Opinion

How Biden could actually unify the country

By Matthew Gagnon

Depending on your political perspective, the inauguration of Joe Biden as president is either a relieving return to regular order, or a depressing and somber triumph of the establishment. In either case, it is pretty hard for one side of that debate to see the world through the perspective of the other.

Yet that won’t stop a stampede of politicians, talking heads and, yes, newspaper columnists from talking about the need for this country to “heal” and “unify” after a divisive four years. We get this kind of platitude every election cycle, and this year is certainly no exception. 

Biden certainly says that he wants to unify the country, and his inaugural address was filled with flowery rhetoric meant to suggest he wants to bring us all together. But with due respect, speeches don’t bring people together, actions do, and Biden is — believe it or not — perfectly situated to actually be a unifying president, if he wants to be. 

To explain why, let’s go back to the election of Barack Obama in 2008. He had just won a resounding popular and Electoral College victory, and most Americans were filled with hope that he might represent a new and better kind of politics, a politics most of us have wanted for decades.

Sadly, that promise was never realized, and it was actually Obama’s electoral success that doomed him. The year Obama was elected, the Democratic Party also picked up eight seats in the Senate and 21 seats in the House, leaving them with overwhelming majorities — very close to supermajorities — in both houses of Congress. 

Because of this, Obama was seduced by an opportunity to govern successfully from the left. Right out of the gate, he spearheaded a nearly trillion dollar stimulus bill, and followed that up with a major push on healthcare, as we all know. 

In both cases, Obama had a big decision to make. Would he seek a deeply left-wing partisan bill and attempt to get his dream legislation with only the votes of his massive Democratic majorities, or would he seek some kind of broad, bipartisan consensus?

In the end, the idea of getting the most left-wing version of the bill passed in Congress was too alluring to pass up, and so the stimulus bill was constructed straight out of the Keynesian playbook, and the Affordable Care Act shut out conservative congressional input.

And while I understand the calculus, Obama could have chosen a different, albeit more difficult path. He could have actually sought out collaboration with the Republicans from the very beginning. In fact, he very nearly did exactly that later in his presidency, when he was within inches of coming to a “grand bargain” with Speaker John Boehner on spending, taxes and debt. 

Had he brought the right into governance rather than isolating and shutting them out in the beginning, so much of the Republican intransigence — and with it, Democratic reactions to it — that was the hallmark of his time in the White House never would have happened.

Don’t take it from me, take it from Mitch McConnell himself.
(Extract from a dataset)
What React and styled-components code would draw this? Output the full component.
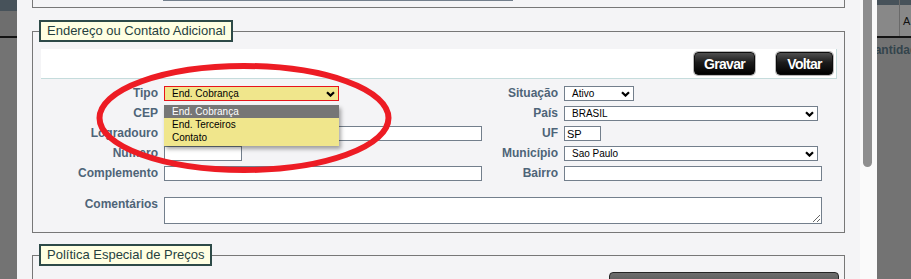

Moments after his now-famous statement in 2010 that “The single most important thing we want to achieve is for President Obama to be a one-term president” he also said, “If President Obama does a Clintonian backflip, if he’s willing to meet us halfway on some of the biggest issues, it’s not inappropriate for us to do business with him.”

Meeting Republicans halfway was never something Obama really did. 

But Biden? Biden is a famous back-slapping creature of the Washington establishment, and is genuinely friends with many people in the Senate. More than that, though, he may very well be — given his age — a one-term president. And on top of it all, he was not given major majorities. He is now forced to deal with an evenly divided Senate, and very closely divided House.

Everything is set up for him to throw caution to the wind, and do what Obama couldn’t, or wouldn’t do 12 years ago: Pursue bipartisan, reasonable, broadly supported legislation, seek consensus and seek common ground. Ignore your hard left flank, and reach for the broad middle of the country instead. He would have to ditch deeply ideological and partisan ideas like his immigration reform bill and nearly two trillion dollar COVID spending extravaganza and instead focus on other less contentious ideas. But he could do it if he wanted to. 

If he does that, then maybe, just maybe, there is a shot that he could be the unifying figure he says he wants to be.